[Problem description]
Go through the data below and copy it exactly, skipping every picture.

══ Data shown ══

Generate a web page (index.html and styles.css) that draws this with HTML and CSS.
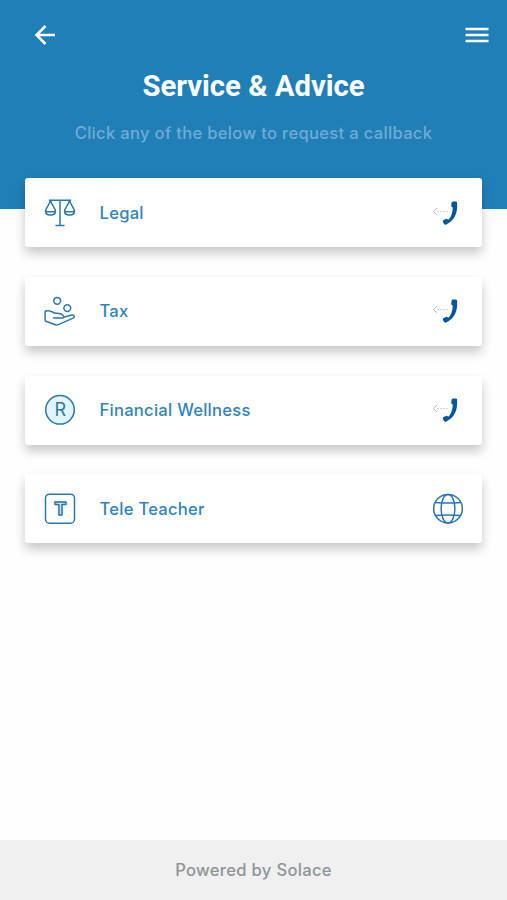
FILE: index.html
```html
<!DOCTYPE html>
<html lang="en">
<head>
    <meta charset="UTF-8">
    <meta name="viewport" content="width=device-width, initial-scale=1.0">
    <title>Service &amp; Advice</title>
    <link rel="stylesheet" href="styles.css">
</head>
<body>
    <header class="header">
        <nav class="nav">
            <svg class="back" width="22" height="22" viewBox="0 0 22 22">
                <path d="M11.5 2 2.5 11l9 9M2.5 11H21" />
            </svg>
            <svg class="menu" width="24" height="18" viewBox="0 0 24 18">
                <path d="M.5 3h23M.5 9h23M.5 15h23" />
            </svg>
        </nav>
        <h1>Service &amp; Advice</h1>
        <p>Click any of the below to request a callback</p>
    </header>

    <main class="services">
        <div class="card">
            <svg class="icon" width="32" height="32" viewBox="0 0 32 32">
                <path d="M5.5 3.3h21M16 3.3v25.2M12 28.5h8" />
                <path d="M6.5 3.5C5.500 8 1.5 11 1.5 14.5c0 2.3 2 3.5 5 3.500s5-1.2 5-3.500C11.5 11 7.500 8 6.5 3.500zM1.800 14.800h9.500M25.500 3.500c-1 4.500-5 7.500-5 11 0 2.300 2 3.500 5 3.500s5-1.200 5-3.500c0-3.500-4-6.500-5-11zM20.800 14.800h9.500" />
            </svg>
            <span>Legal</span>
            <svg class="phone" width="32" height="32" viewBox="0 0 32 32">
                <path class="dots" d="M5 14.5h11" />
                <path class="arrow" d="M5 11 1.500 14.500 5 18" />
                <path class="handset" d="M19.500 6q0-1.500 1.500-1.500h2.800q1.200 0 1.300 1.200c.7 10-2.200 17.600-10.900 21.800q-1.300.6-2.100-.6l-1.200-2q-.5-1.300.8-2l2.200-1q1.200-.4 2 .5l.4.4q4.200-4.300 4.500-12.400l-.6-.2q-1-.3-.9-1.300z" />
            </svg>
        </div>
        <div class="card">
            <svg class="icon" width="32" height="32" viewBox="0 0 32 32">
                <circle cx="13.200" cy="5.800" r="3.400" />
                <circle cx="23.300" cy="13.100" r="3.400" />
                <path d="M9.500 23h8.700c2 0 2-1.600.8-2.800-1.600-1.700-3.500-2-6.500-1.900-2.500 0-3.500-1-5.300-1.900-1.500-.7-3.400-.8-5.400-.4q-.7.2-.7.900v8.200q0 .8.800 1.100l9.600 3.500q1.400.5 2.800-.1l14.800-6.500c2.200-1 1.400-3.400-1-3l-8 1.800" />
            </svg>
            <span>Tax</span>
            <svg class="phone" width="32" height="32" viewBox="0 0 32 32">
                <path class="dots" d="M5 14.5h11" />
                <path class="arrow" d="M5 11 1.500 14.500 5 18" />
                <path class="handset" d="M19.500 6q0-1.500 1.500-1.500h2.800q1.200 0 1.300 1.200c.7 10-2.200 17.600-10.900 21.800q-1.300.6-2.100-.6l-1.200-2q-.5-1.300.8-2l2.200-1q1.200-.4 2 .5l.4.4q4.200-4.300 4.500-12.400l-.6-.2q-1-.3-.9-1.300z" />
            </svg>
        </div>
        <div class="card">
            <svg class="icon" width="32" height="32" viewBox="0 0 32 32">
                <circle class="coin" cx="16" cy="15.800" r="14.300" />
                <text class="coin-letter" x="16.300" y="22.300">R</text>
            </svg>
            <span>Financial Wellness</span>
            <svg class="phone" width="32" height="32" viewBox="0 0 32 32">
                <path class="dots" d="M5 14.5h11" />
                <path class="arrow" d="M5 11 1.500 14.500 5 18" />
                <path class="handset" d="M19.500 6q0-1.500 1.500-1.500h2.800q1.200 0 1.300 1.200c.7 10-2.200 17.600-10.900 21.800q-1.300.6-2.100-.6l-1.200-2q-.5-1.300.8-2l2.200-1q1.200-.4 2 .5l.4.4q4.200-4.300 4.500-12.400l-.6-.2q-1-.3-.9-1.300z" />
            </svg>
        </div>
        <div class="card">
            <svg class="icon" width="32" height="32" viewBox="0 0 32 32">
                <rect x="1.500" y="1.200" width="29" height="29" rx="4" />
                <text class="box-letter" x="16.300" y="22.300">T</text>
            </svg>
            <span>Tele Teacher</span>
            <svg class="globe" width="32" height="32" viewBox="0 0 32 32">
                <circle cx="16" cy="15.700" r="14.300" />
                <ellipse cx="16" cy="15.700" rx="6.900" ry="14.300" />
                <path d="M3.500 9.500q12.500 1.200 25 0M3.500 22.600q12.500-1.200 25 0" />
            </svg>
        </div>
    </main>

    <footer class="footer">Powered by Solace</footer>
</body>
</html>
```

FILE: styles.css
```css
:root {
    --blue: #207fb7;
    --icon-color: #2c76ae;
    --label-color: #3084bc;
    --phone-color: #07579a;
}

* {
    box-sizing: border-box;
}

body {
    display: flex;
    flex-direction: column;
    height: 100vh;
    margin: 0;
    background: #fefefe;
    font-family: Inter, "Liberation Sans", sans-serif;
}

.header {
    height: 208.5px;
    padding: 24px 18px 0 34px;
    background: var(--blue);
    color: white;
}

.nav {
    display: flex;
    justify-content: space-between;
    align-items: center;
    height: 22px;
}

.back,
.menu {
    fill: none;
    stroke: white;
    stroke-width: 2.5;
}

h1 {
    margin: 23px -18px 0 -34px;
    font-family: Roboto, sans-serif;
    font-size: 29.3px;
    line-height: 35px;
    font-weight: 700;
    text-align: center;
}

.header p {
    margin: 18px -18px 0 -34px;
    font-size: 16.6px;
    line-height: 22px;
    font-weight: 500;
    letter-spacing: 0.3px;
    color: #6facd3;
    text-align: center;
}

.services {
    display: flex;
    flex-direction: column;
    flex: 1;
    gap: 29.8px;
    margin-top: -30.5px;
    padding: 0 25px;
}

.card {
    display: flex;
    align-items: center;
    gap: 23.5px;
    height: 69px;
    padding: 0 18.5px 0 19px;
    background: white;
    border-radius: 3px;
    box-shadow: 0 6px 11px rgba(0, 0, 0, 0.22);
}

.card span {
    flex: 1;
    font-size: 16.6px;
    font-weight: 500;
    letter-spacing: 0.25px;
    color: var(--label-color);
}

.icon,
.globe {
    fill: none;
    stroke: var(--icon-color);
    stroke-width: 1.5;
    stroke-linejoin: round;
    stroke-linecap: round;
}

.coin {
    fill: #e2f4fd;
}

.coin-letter {
    fill: var(--icon-color);
    stroke: none;
    font-size: 18px;
    text-anchor: middle;
}

.box-letter {
    fill: #d5ebf8;
    font-size: 18px;
    font-weight: 800;
    text-anchor: middle;
}

.handset {
    fill: var(--phone-color);
}

.arrow,
.dots {
    fill: none;
    stroke: #b5bbc0;
}

.dots {
    stroke: #d3d7da;
    stroke-dasharray: 2 1;
}

.footer {
    height: 60px;
    background: #f0f0f0;
    color: #8e9495;
    font-size: 16.6px;
    line-height: 60px;
    font-weight: 500;
    letter-spacing: 0.3px;
    text-align: center;
}
```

═══

[The reply]
Generate a web page (index.html and styles.css) that draws this with HTML and CSS.
FILE: index.html
```html
<!DOCTYPE html>
<html lang="en">
<head>
    <meta charset="UTF-8">
    <meta name="viewport" content="width=device-width, initial-scale=1.0">
    <title>Service &amp; Advice</title>
    <link rel="stylesheet" href="styles.css">
</head>
<body>
    <header class="header">
        <nav class="nav">
            <svg class="back" width="22" height="22" viewBox="0 0 22 22">
                <path d="M11.5 2 2.5 11l9 9M2.5 11H21" />
            </svg>
            <svg class="menu" width="24" height="18" viewBox="0 0 24 18">
                <path d="M.5 3h23M.5 9h23M.5 15h23" />
            </svg>
        </nav>
        <h1>Service &amp; Advice</h1>
        <p>Click any of the below to request a callback</p>
    </header>

    <main class="services">
        <div class="card">
            <svg class="icon" width="32" height="32" viewBox="0 0 32 32">
                <path d="M5.5 3.3h21M16 3.3v25.2M12 28.5h8" />
                <path d="M6.5 3.5C5.500 8 1.5 11 1.5 14.5c0 2.3 2 3.5 5 3.500s5-1.2 5-3.500C11.5 11 7.500 8 6.5 3.500zM1.800 14.800h9.500M25.500 3.500c-1 4.500-5 7.500-5 11 0 2.300 2 3.500 5 3.500s5-1.200 5-3.500c0-3.500-4-6.500-5-11zM20.800 14.800h9.500" />
            </svg>
            <span>Legal</span>
            <svg class="phone" width="32" height="32" viewBox="0 0 32 32">
                <path class="dots" d="M5 14.5h11" />
                <path class="arrow" d="M5 11 1.500 14.500 5 18" />
                <path class="handset" d="M19.500 6q0-1.500 1.500-1.500h2.800q1.200 0 1.300 1.200c.7 10-2.200 17.600-10.900 21.800q-1.300.6-2.100-.6l-1.200-2q-.5-1.300.8-2l2.200-1q1.200-.4 2 .5l.4.4q4.200-4.300 4.500-12.400l-.6-.2q-1-.3-.9-1.300z" />
            </svg>
        </div>
        <div class="card">
            <svg class="icon" width="32" height="32" viewBox="0 0 32 32">
                <circle cx="13.200" cy="5.800" r="3.400" />
                <circle cx="23.300" cy="13.100" r="3.400" />
                <path d="M9.500 23h8.700c2 0 2-1.600.8-2.800-1.600-1.700-3.500-2-6.500-1.900-2.500 0-3.500-1-5.300-1.900-1.500-.7-3.400-.8-5.400-.4q-.7.2-.7.900v8.200q0 .8.800 1.100l9.600 3.500q1.400.5 2.800-.1l14.800-6.500c2.200-1 1.400-3.400-1-3l-8 1.800" />
            </svg>
            <span>Tax</span>
            <svg class="phone" width="32" height="32" viewBox="0 0 32 32">
                <path class="dots" d="M5 14.5h11" />
                <path class="arrow" d="M5 11 1.500 14.500 5 18" />
                <path class="handset" d="M19.500 6q0-1.500 1.500-1.500h2.800q1.200 0 1.300 1.200c.7 10-2.200 17.600-10.900 21.800q-1.300.6-2.100-.6l-1.200-2q-.5-1.300.8-2l2.200-1q1.200-.4 2 .5l.4.4q4.200-4.300 4.500-12.400l-.6-.2q-1-.3-.9-1.300z" />
            </svg>
        </div>
        <div class="card">
            <svg class="icon" width="32" height="32" viewBox="0 0 32 32">
                <circle class="coin" cx="16" cy="15.800" r="14.300" />
                <text class="coin-letter" x="16.300" y="22.300">R</text>
            </svg>
            <span>Financial Wellness</span>
            <svg class="phone" width="32" height="32" viewBox="0 0 32 32">
                <path class="dots" d="M5 14.5h11" />
                <path class="arrow" d="M5 11 1.500 14.500 5 18" />
                <path class="handset" d="M19.500 6q0-1.500 1.500-1.500h2.800q1.200 0 1.300 1.200c.7 10-2.200 17.600-10.900 21.800q-1.300.6-2.100-.6l-1.200-2q-.5-1.300.8-2l2.200-1q1.200-.4 2 .5l.4.4q4.200-4.300 4.500-12.400l-.6-.2q-1-.3-.9-1.300z" />
            </svg>
        </div>
        <div class="card">
            <svg class="icon" width="32" height="32" viewBox="0 0 32 32">
                <rect x="1.500" y="1.200" width="29" height="29" rx="4" />
                <text class="box-letter" x="16.300" y="22.300">T</text>
            </svg>
            <span>Tele Teacher</span>
            <svg class="globe" width="32" height="32" viewBox="0 0 32 32">
                <circle cx="16" cy="15.700" r="14.300" />
                <ellipse cx="16" cy="15.700" rx="6.900" ry="14.300" />
                <path d="M3.500 9.500q12.500 1.200 25 0M3.500 22.600q12.500-1.200 25 0" />
            </svg>
        </div>
    </main>

    <footer class="footer">Powered by Solace</footer>
</body>
</html>
```

FILE: styles.css
```css
:root {
    --blue: #207fb7;
    --icon-color: #2c76ae;
    --label-color: #3084bc;
    --phone-color: #07579a;
}

* {
    box-sizing: border-box;
}

body {
    display: flex;
    flex-direction: column;
    height: 100vh;
    margin: 0;
    background: #fefefe;
    font-family: Inter, "Liberation Sans", sans-serif;
}

.header {
    height: 208.5px;
    padding: 24px 18px 0 34px;
    background: var(--blue);
    color: white;
}

.nav {
    display: flex;
    justify-content: space-between;
    align-items: center;
    height: 22px;
}

.back,
.menu {
    fill: none;
    stroke: white;
    stroke-width: 2.5;
}

h1 {
    margin: 23px -18px 0 -34px;
    font-family: Roboto, sans-serif;
    font-size: 29.3px;
    line-height: 35px;
    font-weight: 700;
    text-align: center;
}

.header p {
    margin: 18px -18px 0 -34px;
    font-size: 16.6px;
    line-height: 22px;
    font-weight: 500;
    letter-spacing: 0.3px;
    color: #6facd3;
    text-align: center;
}

.services {
    display: flex;
    flex-direction: column;
    flex: 1;
    gap: 29.8px;
    margin-top: -30.5px;
    padding: 0 25px;
}

.card {
    display: flex;
    align-items: center;
    gap: 23.5px;
    height: 69px;
    padding: 0 18.5px 0 19px;
    background: white;
    border-radius: 3px;
    box-shadow: 0 6px 11px rgba(0, 0, 0, 0.22);
}

.card span {
    flex: 1;
    font-size: 16.6px;
    font-weight: 500;
    letter-spacing: 0.25px;
    color: var(--label-color);
}

.icon,
.globe {
    fill: none;
    stroke: var(--icon-color);
    stroke-width: 1.5;
    stroke-linejoin: round;
    stroke-linecap: round;
}

.coin {
    fill: #e2f4fd;
}

.coin-letter {
    fill: var(--icon-color);
    stroke: none;
    font-size: 18px;
    text-anchor: middle;
}

.box-letter {
    fill: #d5ebf8;
    font-size: 18px;
    font-weight: 800;
    text-anchor: middle;
}

.handset {
    fill: var(--phone-color);
}

.arrow,
.dots {
    fill: none;
    stroke: #b5bbc0;
}

.dots {
    stroke: #d3d7da;
    stroke-dasharray: 2 1;
}

.footer {
    height: 60px;
    background: #f0f0f0;
    color: #8e9495;
    font-size: 16.6px;
    line-height: 60px;
    font-weight: 500;
    letter-spacing: 0.3px;
    text-align: center;
}
```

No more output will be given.